[Aim of the exercise]
Every line below that mentions the word "components" should be copied out.

[Data segment]

====

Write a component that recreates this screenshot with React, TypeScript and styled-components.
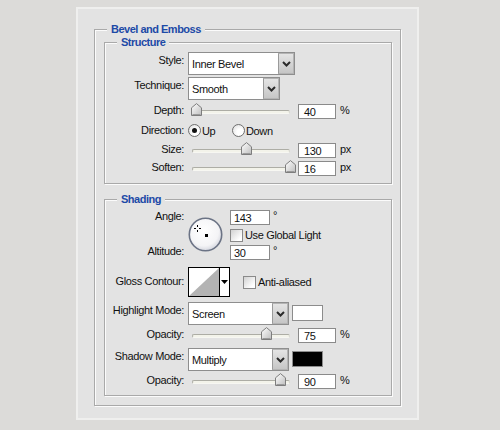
import styled, { createGlobalStyle } from "styled-components";

const GlobalStyle = createGlobalStyle`
  html, body {
    margin: 0;
    padding: 0;
    background: #dcdbd9;
  }
  body {
    font-family: "Liberation Sans", Arial, sans-serif;
    font-size: 11px;
    letter-spacing: -0.35px;
    color: #111;
  }
`;

const TRACK = 98;

type SliderProps = { pct: number };

const SliderControl = ({ pct }: SliderProps) => (
  <SliderBox>
    <Track />
    <Thumb style={{ left: `${Math.round(pct * TRACK - 5)}px` }}>
      <svg width="11" height="13" viewBox="0 0 11 13">
        <defs>
          <linearGradient id="thumbFill" x1="0" y1="0" x2="1" y2="1">
            <stop offset="0" stopColor="#ffffff" />
            <stop offset="1" stopColor="#bdbdbd" />
          </linearGradient>
        </defs>
        <path
          d="M0.5 12.5 V4.8 L5.5 0.6 L10.5 4.8 V12.5 Z"
          fill="url(#thumbFill)"
          stroke="#7d7d7d"
        />
        <path d="M1.5 11.5 H9.5" stroke="#9a9a9a" />
      </svg>
    </Thumb>
  </SliderBox>
);

const Chevron = () => (
  <svg width="9" height="6" viewBox="0 0 9 6">
    <polyline
      points="1,1 4.5,4.5 8,1"
      fill="none"
      stroke="#2a2a2a"
      strokeWidth="2"
    />
  </svg>
);

type DropProps = { value: string; w: number };

const Dropdown = ({ value, w }: DropProps) => (
  <Select $w={w}>
    <SelectText>{value}</SelectText>
    <DropButton>
      <Chevron />
    </DropButton>
  </Select>
);

// angle dial: centre dot plus a small crosshair placed at the light angle
const AngleDial = ({ angle }: { angle: number }) => {
  const rad = (angle * Math.PI) / 180;
  const cx = Math.round(17 + Math.cos(rad) * 10);
  const cy = Math.round(17 - Math.sin(rad) * 10);
  return (
    <svg width="35" height="35" viewBox="0 0 35 35">
      <defs>
        <radialGradient id="dialFill" cx="0.45" cy="0.4" r="0.6">
          <stop offset="0" stopColor="#ffffff" />
          <stop offset="0.75" stopColor="#f4f4f6" />
          <stop offset="1" stopColor="#d6d8e0" />
        </radialGradient>
      </defs>
      <circle cx="17.5" cy="17.5" r="16.2" fill="url(#dialFill)" stroke="#6b7385" strokeWidth="1.6" />
      <rect x="17" y="17" width="3" height="3" fill="#000" />
      <g fill="#000" shapeRendering="crispEdges">
        <rect x={cx - 3} y={cy} width="2" height="1" />
        <rect x={cx + 2} y={cy} width="2" height="1" />
        <rect x={cx} y={cy - 3} width="1" height="2" />
        <rect x={cx} y={cy + 2} width="1" height="2" />
      </g>
    </svg>
  );
};

const ContourPreview = () => (
  <Contour>
    <svg width="30" height="28" viewBox="0 0 30 28">
      <rect width="30" height="28" fill="#fff" />
      <polygon points="0,28 30,0 30,28" fill="#b3b3b3" />
    </svg>
    <ContourArrow>
      <svg width="7" height="4" viewBox="0 0 7 4">
        <polygon points="0,0 7,0 3.5,4" fill="#000" />
      </svg>
    </ContourArrow>
  </Contour>
);

const App = () => {
  return (
    <>
      <GlobalStyle />
      <Panel>
        <Group $pad="0 8px 9px 9px">
          <Legend $left={3}>Bevel and Emboss</Legend>

          <Group $pad="0 0 7px 0" $mt={6}>
            <Legend $left={12}>Structure</Legend>

            <Row $h={23} $mt={3}>
              <Label $lift={6}>Style:</Label>
              <Dropdown value="Inner Bevel" w={107} />
            </Row>
            <Row $h={23} $mt={2}>
              <Label $lift={6}>Technique:</Label>
              <Dropdown value="Smooth" w={92} />
            </Row>
            <Row $h={15} $mt={4}>
              <Label $lift={3}>Depth:</Label>
              <SliderControl pct={0.04} />
              <NumField $w={38}>40</NumField>
              <Unit>%</Unit>
            </Row>

            <Row $h={13} $mt={5}>
              <Label>Direction:</Label>
              <Option>
                <Radio $on />
                Up
              </Option>
              <Option>
                <Radio />
                Down
              </Option>
            </Row>

            <Row $h={15} $mt={6}>
              <Label $lift={3}>Size:</Label>
              <SliderControl pct={0.55} />
              <NumField $w={38}>130</NumField>
              <Unit>px</Unit>
            </Row>
            <Row $h={15} $mt={3}>
              <Label $lift={3}>Soften:</Label>
              <SliderControl pct={1} />
              <NumField $w={38}>16</NumField>
              <Unit>px</Unit>
            </Row>
          </Group>

          <Group $pad="0 0 6px 0" $mt={15}>
            <Legend $left={12}>Shading</Legend>

            <AngleGrid>
              <GridLabel $lift={3}>Angle:</GridLabel>
              <DialCell>
                <AngleDial angle={143} />
              </DialCell>
              <Inline>
                <NumField $w={40} $pl={3}>143</NumField>
                <Degree>°</Degree>
              </Inline>
              <Inline>
                <CheckBox />
                <CheckText>Use Global Light</CheckText>
              </Inline>
              <GridLabel $lift={3} $row={3}>Altitude:</GridLabel>
              <Inline $row={3}>
                <NumField $w={40} $pl={3}>30</NumField>
                <Degree>°</Degree>
              </Inline>
            </AngleGrid>

            <Row $h={30} $mt={7}>
              <Label $lift={2}>Gloss Contour:</Label>
              <ContourPreview />
              <Inline $ml={13}>
                <CheckBox />
                <CheckText>Anti-aliased</CheckText>
              </Inline>
            </Row>

            <Row $h={23} $mt={5}>
              <Label $lift={6}>Highlight Mode:</Label>
              <Dropdown value="Screen" w={101} />
              <Swatch $color="#ffffff" />
            </Row>
            <Row $h={15} $mt={3}>
              <Label $lift={3}>Opacity:</Label>
              <SliderControl pct={0.75} />
              <NumField $w={38}>75</NumField>
              <Unit>%</Unit>
            </Row>
            <Row $h={23} $mt={5}>
              <Label $lift={6}>Shadow Mode:</Label>
              <Dropdown value="Multiply" w={101} />
              <Swatch $color="#000000" />
            </Row>
            <Row $h={15} $mt={3}>
              <Label $lift={3}>Opacity:</Label>
              <SliderControl pct={0.9} />
              <NumField $w={38}>90</NumField>
              <Unit>%</Unit>
            </Row>
          </Group>
        </Group>
      </Panel>
    </>
  );
};
export default App;

const Panel = styled.div`
  box-sizing: border-box;
  width: 343px;
  height: 413px;
  margin: 7px 0 0 76px;
  padding: 20px 16px 0 16px;
  background: #e3e3e3;
  border: 2px solid #efefee;
`;

const Group = styled.div<{ $pad: string; $mt?: number }>`
  margin-top: ${(p) => p.$mt ?? 0}px;
  padding: ${(p) => p.$pad};
  border: 1px solid #a9a9a9;
  box-shadow: inset 1px 1px 0 #fbfbfb, 1px 1px 0 #fbfbfb;
`;

const Legend = styled.div<{ $left: number }>`
  width: fit-content;
  height: 14px;
  margin: -8px 0 0 ${(p) => p.$left}px;
  padding: 0 4px;
  line-height: 14px;
  background: #e3e3e3;
  color: #1d4aa7;
  font-weight: bold;
  letter-spacing: -0.5px;
`;

const Row = styled.div<{ $h: number; $mt: number }>`
  display: flex;
  align-items: center;
  height: ${(p) => p.$h}px;
  margin-top: ${(p) => p.$mt}px;
`;

const Label = styled.div<{ $lift?: number }>`
  box-sizing: border-box;
  flex: none;
  width: 83px;
  padding: 0 4px ${(p) => p.$lift ?? 0}px 0;
  text-align: right;
  line-height: 13px;
  white-space: nowrap;
`;

const Select = styled.div<{ $w: number }>`
  box-sizing: border-box;
  width: ${(p) => p.$w}px;
  height: 23px;
  display: flex;
  align-items: center;
  padding-left: 3px;
  background: #fff;
  border: 1px solid #8e8e8e;
`;

const SelectText = styled.span`
  flex: 1;
  padding-top: 1px;
`;

const DropButton = styled.span`
  box-sizing: border-box;
  width: 16px;
  align-self: stretch;
  display: flex;
  align-items: center;
  justify-content: center;
  background: linear-gradient(#e4e4e4, #c6c6c6);
  border: 1px solid #b4b4b4;
  border-left-color: #9a9a9a;
`;

const SliderBox = styled.div`
  position: relative;
  flex: none;
  width: ${TRACK}px;
  height: 15px;
  margin-left: 4px;
`;

const Track = styled.div`
  box-sizing: border-box;
  height: 4px;
  margin-top: 6px;
  border-radius: 2px;
  background: #f3f3ea;
  border: 1px solid #adada5;
  border-bottom-color: #f7f7f2;
  border-right-color: #d8d8d0;
`;

const Thumb = styled.div`
  position: absolute;
  top: -1px;
  width: 11px;
  height: 13px;
  line-height: 0;
`;

const NumField = styled.div<{ $w: number; $pl?: number }>`
  box-sizing: border-box;
  flex: none;
  width: ${(p) => p.$w}px;
  height: 15px;
  margin-left: ${(p) => (p.$pl ? 0 : 8)}px;
  padding-left: ${(p) => p.$pl ?? 5}px;
  line-height: 14px;
  background: #fff;
  border: 1px solid #8a8a8a;
`;

const Unit = styled.span`
  margin-left: 4px;
  align-self: flex-start;
  line-height: 12px;
`;

const Option = styled.label`
  display: flex;
  align-items: center;
  gap: 1px;
  min-width: 44px;
`;

const Radio = styled.span<{ $on?: boolean }>`
  box-sizing: border-box;
  width: 13px;
  height: 13px;
  display: flex;
  align-items: center;
  justify-content: center;
  border-radius: 50%;
  border: 1px solid #6f6f6f;
  background: radial-gradient(circle at 65% 65%, #ffffff 30%, #dadada);

  &::after {
    content: "";
    display: ${(p) => (p.$on ? "block" : "none")};
    width: 5px;
    height: 5px;
    border-radius: 50%;
    background: #111;
  }
`;

const AngleGrid = styled.div`
  display: grid;
  grid-template-columns: 83px 42px 1fr;
  grid-template-rows: 15px 20px 15px;
  margin-top: 4px;
`;

const GridLabel = styled(Label)<{ $row?: number }>`
  grid-column: 1;
  grid-row: ${(p) => p.$row ?? 1};
  align-self: center;
`;

const DialCell = styled.div`
  grid-column: 2;
  grid-row: 1 / span 3;
  margin: 7px 0 0 0;
  line-height: 0;
`;

const Inline = styled.div<{ $row?: number; $ml?: number }>`
  display: flex;
  align-items: center;
  grid-column: 3;
  grid-row: ${(p) => p.$row ?? "auto"};
  margin-left: ${(p) => p.$ml ?? 0}px;
`;

const Degree = styled.span`
  align-self: flex-start;
  margin-left: 3px;
  line-height: 10px;
`;

const CheckBox = styled.span`
  box-sizing: border-box;
  flex: none;
  width: 13px;
  height: 13px;
  border: 1px solid #8a8a8a;
  background: linear-gradient(135deg, #d2d2d2, #ffffff 80%);
`;

const CheckText = styled.span`
  margin-left: 2px;
`;

const Contour = styled.div`
  display: flex;
  width: 42px;
  height: 30px;
  box-sizing: border-box;
  border: 1px solid #000;
  line-height: 0;
`;

const ContourArrow = styled.div`
  flex: 1;
  display: flex;
  align-items: center;
  justify-content: center;
  border-left: 1px solid #000;
  background: #fff;
`;

const Swatch = styled.div<{ $color: string }>`
  box-sizing: border-box;
  width: 31px;
  height: 16px;
  margin: 0 0 2px 3px;
  background: ${(p) => p.$color};
  border: 1px solid #8c8c8c;
`;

====

[Result for this exercise]
Write a component that recreates this screenshot with React, TypeScript and styled-components.
import styled, { createGlobalStyle } from "styled-components";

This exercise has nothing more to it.